DO THIS ▸ Count how many lines below include the string "styles", and give that number without anything else.

RECORDS TO USE ▸
----------------
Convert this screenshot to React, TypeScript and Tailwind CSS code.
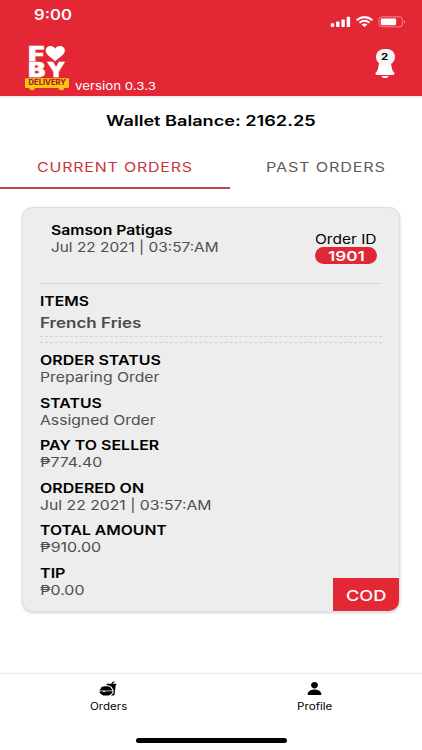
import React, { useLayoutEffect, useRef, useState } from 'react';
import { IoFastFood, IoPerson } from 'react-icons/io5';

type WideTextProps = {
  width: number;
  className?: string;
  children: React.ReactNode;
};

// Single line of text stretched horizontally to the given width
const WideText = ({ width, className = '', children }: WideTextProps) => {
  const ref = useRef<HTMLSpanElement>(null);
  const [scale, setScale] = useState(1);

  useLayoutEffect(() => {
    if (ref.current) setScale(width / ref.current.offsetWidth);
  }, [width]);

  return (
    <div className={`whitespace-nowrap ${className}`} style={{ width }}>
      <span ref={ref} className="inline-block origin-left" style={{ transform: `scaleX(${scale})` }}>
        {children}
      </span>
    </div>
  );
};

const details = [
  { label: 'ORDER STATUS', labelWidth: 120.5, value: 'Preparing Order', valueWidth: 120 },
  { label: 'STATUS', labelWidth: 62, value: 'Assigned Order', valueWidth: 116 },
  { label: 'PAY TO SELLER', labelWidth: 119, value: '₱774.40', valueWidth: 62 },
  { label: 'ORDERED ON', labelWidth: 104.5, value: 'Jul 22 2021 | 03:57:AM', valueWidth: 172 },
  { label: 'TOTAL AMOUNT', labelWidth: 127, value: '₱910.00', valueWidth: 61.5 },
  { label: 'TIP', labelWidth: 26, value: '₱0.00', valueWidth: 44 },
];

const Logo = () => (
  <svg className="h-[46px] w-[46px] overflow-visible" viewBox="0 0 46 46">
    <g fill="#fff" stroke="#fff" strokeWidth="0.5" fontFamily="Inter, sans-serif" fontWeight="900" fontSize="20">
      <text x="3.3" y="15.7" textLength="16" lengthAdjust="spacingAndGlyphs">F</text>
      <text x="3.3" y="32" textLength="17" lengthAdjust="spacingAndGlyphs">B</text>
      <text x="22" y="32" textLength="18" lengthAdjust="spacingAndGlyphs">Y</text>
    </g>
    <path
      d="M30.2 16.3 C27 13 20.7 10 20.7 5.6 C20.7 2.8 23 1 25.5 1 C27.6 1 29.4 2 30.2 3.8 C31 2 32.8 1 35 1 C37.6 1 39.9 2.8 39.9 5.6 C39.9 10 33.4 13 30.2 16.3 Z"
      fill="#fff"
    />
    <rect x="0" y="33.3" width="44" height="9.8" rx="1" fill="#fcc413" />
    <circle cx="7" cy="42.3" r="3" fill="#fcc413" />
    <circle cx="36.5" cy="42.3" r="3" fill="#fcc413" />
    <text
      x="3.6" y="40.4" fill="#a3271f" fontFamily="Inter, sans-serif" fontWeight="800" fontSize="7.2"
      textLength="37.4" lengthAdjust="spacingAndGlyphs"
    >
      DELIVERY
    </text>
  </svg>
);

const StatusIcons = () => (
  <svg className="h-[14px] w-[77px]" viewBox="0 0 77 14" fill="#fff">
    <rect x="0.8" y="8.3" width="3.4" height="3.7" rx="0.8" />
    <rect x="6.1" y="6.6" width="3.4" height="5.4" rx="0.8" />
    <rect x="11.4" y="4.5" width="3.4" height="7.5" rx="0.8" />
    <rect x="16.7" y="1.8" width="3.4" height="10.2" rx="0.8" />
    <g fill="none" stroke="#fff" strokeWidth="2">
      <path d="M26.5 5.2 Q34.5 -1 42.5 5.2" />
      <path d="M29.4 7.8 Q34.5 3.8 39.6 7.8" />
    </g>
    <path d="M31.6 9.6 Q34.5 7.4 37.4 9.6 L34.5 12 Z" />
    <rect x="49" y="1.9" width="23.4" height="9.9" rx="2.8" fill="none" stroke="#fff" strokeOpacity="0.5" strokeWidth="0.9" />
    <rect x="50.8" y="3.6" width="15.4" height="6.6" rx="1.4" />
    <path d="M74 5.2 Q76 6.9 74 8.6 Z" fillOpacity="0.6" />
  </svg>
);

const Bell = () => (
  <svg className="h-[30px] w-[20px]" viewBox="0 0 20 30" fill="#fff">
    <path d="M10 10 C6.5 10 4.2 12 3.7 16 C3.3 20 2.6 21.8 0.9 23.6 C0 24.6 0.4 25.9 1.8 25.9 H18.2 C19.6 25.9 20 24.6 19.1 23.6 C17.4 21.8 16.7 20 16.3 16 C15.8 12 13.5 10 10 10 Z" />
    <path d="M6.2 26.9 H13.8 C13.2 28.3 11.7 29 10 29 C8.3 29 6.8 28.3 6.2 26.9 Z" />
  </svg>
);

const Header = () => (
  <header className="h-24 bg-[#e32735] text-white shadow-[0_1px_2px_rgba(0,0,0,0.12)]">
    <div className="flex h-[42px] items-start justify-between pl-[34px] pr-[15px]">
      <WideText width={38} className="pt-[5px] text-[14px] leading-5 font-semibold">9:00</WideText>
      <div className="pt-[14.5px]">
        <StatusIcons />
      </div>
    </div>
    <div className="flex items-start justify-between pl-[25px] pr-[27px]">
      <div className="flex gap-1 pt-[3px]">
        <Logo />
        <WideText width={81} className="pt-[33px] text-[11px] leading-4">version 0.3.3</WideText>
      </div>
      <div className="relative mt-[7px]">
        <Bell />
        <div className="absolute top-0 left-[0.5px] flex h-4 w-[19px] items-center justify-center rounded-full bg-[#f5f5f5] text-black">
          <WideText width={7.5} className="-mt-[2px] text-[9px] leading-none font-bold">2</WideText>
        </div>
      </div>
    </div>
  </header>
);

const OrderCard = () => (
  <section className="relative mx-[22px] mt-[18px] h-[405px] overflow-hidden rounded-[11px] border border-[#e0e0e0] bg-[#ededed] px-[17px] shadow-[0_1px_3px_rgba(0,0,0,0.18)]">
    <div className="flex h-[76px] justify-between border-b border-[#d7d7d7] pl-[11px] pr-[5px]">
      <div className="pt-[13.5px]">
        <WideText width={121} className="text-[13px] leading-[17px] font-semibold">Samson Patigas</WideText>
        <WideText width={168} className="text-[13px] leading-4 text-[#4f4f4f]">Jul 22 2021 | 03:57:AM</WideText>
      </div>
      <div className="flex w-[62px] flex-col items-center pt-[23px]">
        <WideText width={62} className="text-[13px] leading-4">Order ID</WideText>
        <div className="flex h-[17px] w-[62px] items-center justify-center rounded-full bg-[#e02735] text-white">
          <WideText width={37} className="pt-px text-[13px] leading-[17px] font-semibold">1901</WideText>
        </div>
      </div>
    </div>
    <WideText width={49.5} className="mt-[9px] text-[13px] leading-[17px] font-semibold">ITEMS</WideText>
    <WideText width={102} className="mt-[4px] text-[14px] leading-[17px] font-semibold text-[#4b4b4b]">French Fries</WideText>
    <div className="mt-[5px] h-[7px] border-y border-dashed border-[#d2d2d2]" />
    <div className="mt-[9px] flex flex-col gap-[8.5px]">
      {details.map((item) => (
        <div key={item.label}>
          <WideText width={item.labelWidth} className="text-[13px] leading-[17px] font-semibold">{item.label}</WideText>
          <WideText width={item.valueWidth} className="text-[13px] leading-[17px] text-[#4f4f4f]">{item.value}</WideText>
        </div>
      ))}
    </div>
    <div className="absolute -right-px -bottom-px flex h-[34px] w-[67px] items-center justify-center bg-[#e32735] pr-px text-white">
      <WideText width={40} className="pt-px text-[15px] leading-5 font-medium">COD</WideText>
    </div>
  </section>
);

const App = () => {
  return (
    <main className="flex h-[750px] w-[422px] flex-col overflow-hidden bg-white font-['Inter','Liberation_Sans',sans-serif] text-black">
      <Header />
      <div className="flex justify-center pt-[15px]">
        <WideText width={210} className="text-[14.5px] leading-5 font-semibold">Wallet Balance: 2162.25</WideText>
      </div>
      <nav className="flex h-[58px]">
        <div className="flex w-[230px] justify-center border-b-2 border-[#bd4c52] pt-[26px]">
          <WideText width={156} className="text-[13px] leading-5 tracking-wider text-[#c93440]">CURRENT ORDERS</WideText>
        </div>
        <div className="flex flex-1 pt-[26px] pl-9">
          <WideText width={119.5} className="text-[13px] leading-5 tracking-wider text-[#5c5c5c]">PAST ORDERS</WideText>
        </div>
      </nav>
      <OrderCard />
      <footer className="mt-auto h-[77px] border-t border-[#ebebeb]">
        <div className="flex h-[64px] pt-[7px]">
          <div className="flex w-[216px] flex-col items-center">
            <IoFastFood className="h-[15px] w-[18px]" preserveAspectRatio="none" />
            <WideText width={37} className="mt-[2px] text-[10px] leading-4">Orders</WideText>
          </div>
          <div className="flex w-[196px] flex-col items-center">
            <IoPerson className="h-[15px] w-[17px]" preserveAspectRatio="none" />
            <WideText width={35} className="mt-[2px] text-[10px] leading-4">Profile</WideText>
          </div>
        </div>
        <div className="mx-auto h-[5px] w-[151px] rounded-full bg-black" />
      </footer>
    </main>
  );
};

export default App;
----------------
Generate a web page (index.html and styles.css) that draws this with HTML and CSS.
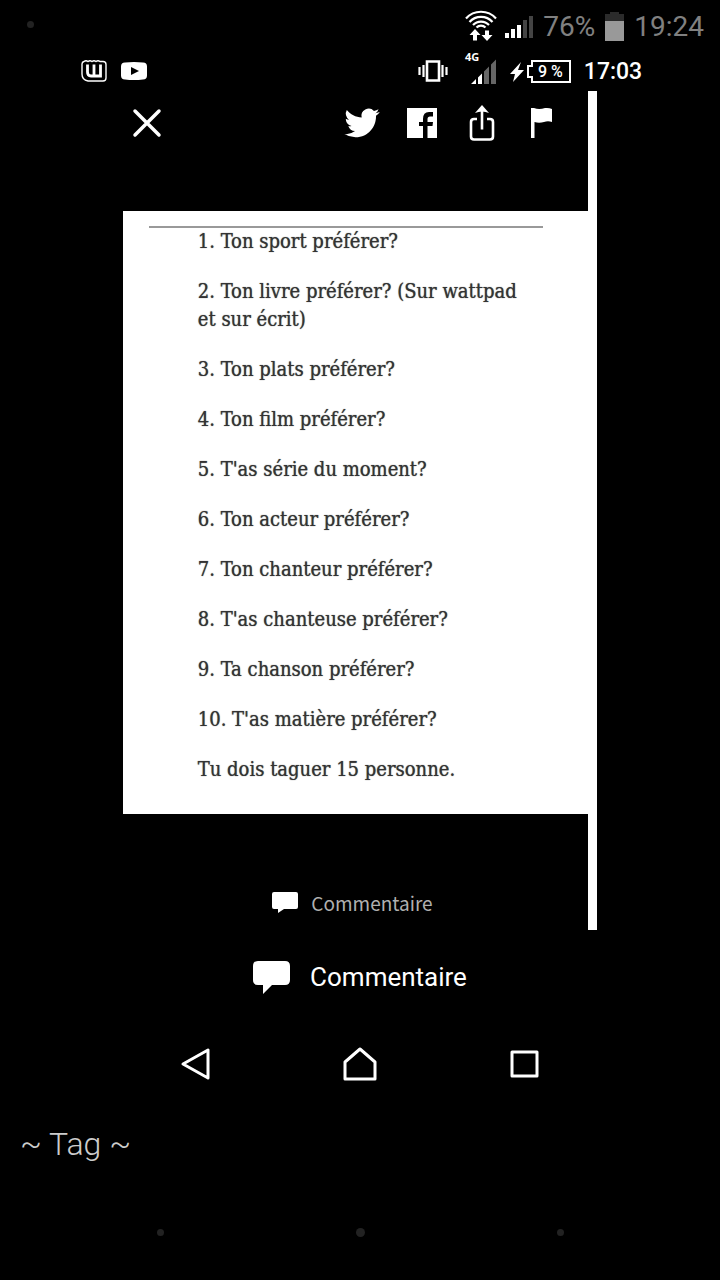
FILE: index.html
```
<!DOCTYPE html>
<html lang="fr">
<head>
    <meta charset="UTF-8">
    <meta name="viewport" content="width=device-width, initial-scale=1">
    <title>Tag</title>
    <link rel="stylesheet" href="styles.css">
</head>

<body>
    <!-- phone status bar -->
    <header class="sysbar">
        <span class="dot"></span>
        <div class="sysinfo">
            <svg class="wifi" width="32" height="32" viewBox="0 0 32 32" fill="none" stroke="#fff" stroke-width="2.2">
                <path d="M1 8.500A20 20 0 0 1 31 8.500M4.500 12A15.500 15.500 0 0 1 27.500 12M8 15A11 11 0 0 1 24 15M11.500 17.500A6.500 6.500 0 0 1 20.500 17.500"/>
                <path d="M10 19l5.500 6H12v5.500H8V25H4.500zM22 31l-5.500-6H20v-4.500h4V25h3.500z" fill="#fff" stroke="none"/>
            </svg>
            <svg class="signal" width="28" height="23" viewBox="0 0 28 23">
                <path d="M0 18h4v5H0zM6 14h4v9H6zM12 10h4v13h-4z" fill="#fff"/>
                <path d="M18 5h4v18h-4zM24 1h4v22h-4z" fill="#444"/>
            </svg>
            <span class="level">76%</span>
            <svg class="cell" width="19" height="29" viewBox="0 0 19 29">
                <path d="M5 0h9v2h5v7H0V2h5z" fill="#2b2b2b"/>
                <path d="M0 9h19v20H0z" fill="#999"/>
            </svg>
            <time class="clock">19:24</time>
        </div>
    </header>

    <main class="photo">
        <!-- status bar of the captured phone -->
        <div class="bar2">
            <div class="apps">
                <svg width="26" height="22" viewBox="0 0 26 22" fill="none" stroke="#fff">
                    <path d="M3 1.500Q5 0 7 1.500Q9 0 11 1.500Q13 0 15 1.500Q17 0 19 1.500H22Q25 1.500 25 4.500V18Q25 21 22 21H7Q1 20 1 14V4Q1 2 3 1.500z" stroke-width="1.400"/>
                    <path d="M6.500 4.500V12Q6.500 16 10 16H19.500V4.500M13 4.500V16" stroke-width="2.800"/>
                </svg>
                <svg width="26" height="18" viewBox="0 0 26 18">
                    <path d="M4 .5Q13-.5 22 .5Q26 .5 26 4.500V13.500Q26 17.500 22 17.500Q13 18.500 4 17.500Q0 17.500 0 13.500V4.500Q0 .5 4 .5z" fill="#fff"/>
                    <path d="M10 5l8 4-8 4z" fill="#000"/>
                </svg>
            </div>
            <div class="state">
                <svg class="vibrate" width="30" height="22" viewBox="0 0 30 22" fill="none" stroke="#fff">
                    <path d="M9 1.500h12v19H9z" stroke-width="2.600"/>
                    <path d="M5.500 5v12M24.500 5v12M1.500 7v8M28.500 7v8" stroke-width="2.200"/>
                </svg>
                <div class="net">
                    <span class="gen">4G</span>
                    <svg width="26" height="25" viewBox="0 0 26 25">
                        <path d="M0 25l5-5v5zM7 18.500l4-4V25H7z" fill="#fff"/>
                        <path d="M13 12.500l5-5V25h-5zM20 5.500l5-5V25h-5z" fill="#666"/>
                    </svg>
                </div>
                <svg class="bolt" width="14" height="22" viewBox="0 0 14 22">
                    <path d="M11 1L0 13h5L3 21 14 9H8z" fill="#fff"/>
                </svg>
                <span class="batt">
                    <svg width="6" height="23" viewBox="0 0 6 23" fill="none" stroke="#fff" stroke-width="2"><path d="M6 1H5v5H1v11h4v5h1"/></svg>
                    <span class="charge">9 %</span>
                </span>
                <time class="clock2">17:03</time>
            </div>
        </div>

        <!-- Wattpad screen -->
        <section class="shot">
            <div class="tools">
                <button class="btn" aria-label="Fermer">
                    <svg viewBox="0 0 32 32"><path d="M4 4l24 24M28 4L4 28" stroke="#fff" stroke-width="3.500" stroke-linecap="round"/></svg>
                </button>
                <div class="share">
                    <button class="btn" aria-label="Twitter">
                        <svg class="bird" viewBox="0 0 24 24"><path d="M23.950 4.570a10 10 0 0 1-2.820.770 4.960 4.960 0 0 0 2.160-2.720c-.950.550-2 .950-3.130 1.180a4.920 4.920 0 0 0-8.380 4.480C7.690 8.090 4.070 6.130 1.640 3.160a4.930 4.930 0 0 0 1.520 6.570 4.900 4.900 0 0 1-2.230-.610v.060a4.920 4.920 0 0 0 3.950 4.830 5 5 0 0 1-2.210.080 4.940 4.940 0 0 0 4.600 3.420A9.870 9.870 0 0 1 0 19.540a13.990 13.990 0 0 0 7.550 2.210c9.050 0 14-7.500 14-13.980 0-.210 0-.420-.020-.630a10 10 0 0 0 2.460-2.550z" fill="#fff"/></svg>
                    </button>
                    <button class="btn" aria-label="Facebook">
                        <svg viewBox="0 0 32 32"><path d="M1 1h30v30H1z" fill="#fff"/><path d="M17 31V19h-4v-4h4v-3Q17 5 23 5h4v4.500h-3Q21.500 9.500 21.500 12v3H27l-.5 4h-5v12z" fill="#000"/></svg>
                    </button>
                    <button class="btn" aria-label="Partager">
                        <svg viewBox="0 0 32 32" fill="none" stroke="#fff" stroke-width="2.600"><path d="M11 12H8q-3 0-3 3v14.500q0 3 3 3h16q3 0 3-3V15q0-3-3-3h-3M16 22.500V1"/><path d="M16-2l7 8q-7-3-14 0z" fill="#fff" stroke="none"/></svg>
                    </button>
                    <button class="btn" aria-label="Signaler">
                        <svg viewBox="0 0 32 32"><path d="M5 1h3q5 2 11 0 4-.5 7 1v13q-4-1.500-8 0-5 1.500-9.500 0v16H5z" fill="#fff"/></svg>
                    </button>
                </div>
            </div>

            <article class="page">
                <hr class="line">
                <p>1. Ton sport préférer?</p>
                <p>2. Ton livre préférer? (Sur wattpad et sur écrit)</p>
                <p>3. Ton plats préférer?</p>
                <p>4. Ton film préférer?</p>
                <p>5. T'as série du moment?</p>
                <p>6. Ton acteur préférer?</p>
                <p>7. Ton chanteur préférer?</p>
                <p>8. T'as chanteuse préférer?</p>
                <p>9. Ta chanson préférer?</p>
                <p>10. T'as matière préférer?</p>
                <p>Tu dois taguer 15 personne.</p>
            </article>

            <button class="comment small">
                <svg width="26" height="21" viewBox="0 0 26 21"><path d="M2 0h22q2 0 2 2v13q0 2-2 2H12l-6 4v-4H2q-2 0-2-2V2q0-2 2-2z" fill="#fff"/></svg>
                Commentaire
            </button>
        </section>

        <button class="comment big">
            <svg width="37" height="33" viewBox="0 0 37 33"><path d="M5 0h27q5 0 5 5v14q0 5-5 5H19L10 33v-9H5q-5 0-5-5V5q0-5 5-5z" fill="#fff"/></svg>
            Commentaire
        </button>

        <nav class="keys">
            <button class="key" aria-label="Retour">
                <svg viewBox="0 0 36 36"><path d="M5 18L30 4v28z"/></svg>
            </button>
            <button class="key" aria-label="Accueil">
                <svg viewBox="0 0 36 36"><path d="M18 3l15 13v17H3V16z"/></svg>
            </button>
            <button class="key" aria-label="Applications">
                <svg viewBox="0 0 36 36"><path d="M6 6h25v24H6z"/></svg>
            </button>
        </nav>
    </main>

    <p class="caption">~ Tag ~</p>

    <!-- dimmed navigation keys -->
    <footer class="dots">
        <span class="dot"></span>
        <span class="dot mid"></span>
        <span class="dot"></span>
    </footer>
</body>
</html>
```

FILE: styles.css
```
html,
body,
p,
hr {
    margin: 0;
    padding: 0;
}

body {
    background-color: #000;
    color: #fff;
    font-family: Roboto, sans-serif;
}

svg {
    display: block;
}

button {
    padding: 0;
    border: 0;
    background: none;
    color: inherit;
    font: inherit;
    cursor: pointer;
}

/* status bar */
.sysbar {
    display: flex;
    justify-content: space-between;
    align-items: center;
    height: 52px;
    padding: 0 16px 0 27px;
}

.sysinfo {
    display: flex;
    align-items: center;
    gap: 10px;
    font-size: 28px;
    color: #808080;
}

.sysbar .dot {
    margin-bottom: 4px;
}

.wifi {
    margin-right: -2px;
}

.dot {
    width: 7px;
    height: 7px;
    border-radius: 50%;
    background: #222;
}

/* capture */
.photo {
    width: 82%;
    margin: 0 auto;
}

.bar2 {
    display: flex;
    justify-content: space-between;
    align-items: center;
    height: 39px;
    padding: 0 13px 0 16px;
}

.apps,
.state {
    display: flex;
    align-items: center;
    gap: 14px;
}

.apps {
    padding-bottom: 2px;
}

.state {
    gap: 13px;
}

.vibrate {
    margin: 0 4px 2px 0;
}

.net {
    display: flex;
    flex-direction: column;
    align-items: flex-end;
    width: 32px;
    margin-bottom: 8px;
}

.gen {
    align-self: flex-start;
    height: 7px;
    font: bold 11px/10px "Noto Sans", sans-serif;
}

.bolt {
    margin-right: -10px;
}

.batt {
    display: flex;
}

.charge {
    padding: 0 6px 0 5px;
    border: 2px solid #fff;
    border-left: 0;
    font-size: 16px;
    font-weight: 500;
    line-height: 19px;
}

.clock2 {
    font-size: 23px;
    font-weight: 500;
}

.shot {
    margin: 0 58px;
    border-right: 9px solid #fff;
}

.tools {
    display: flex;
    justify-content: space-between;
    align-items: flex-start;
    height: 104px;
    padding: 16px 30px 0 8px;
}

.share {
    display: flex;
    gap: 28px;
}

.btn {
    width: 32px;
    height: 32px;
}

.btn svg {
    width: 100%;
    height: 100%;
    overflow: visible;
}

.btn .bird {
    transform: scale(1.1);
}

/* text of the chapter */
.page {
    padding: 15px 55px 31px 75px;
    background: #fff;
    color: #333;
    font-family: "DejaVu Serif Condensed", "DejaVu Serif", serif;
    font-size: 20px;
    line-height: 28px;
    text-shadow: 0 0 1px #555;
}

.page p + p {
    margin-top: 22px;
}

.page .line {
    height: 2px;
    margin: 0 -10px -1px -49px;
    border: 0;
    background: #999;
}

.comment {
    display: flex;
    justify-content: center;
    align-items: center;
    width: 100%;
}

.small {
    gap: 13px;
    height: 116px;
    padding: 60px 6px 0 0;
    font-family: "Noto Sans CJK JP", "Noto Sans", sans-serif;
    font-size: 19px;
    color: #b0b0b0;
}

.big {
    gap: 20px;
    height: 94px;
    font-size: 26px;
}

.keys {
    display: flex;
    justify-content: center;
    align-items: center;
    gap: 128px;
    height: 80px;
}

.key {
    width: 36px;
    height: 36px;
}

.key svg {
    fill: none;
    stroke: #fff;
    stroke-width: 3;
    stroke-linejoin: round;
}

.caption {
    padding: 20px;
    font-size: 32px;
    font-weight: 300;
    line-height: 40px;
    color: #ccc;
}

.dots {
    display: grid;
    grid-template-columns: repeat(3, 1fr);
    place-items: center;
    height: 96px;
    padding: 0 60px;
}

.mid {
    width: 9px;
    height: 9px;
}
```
----------------
ANSWER TO THIS EXERCISE ▸ 3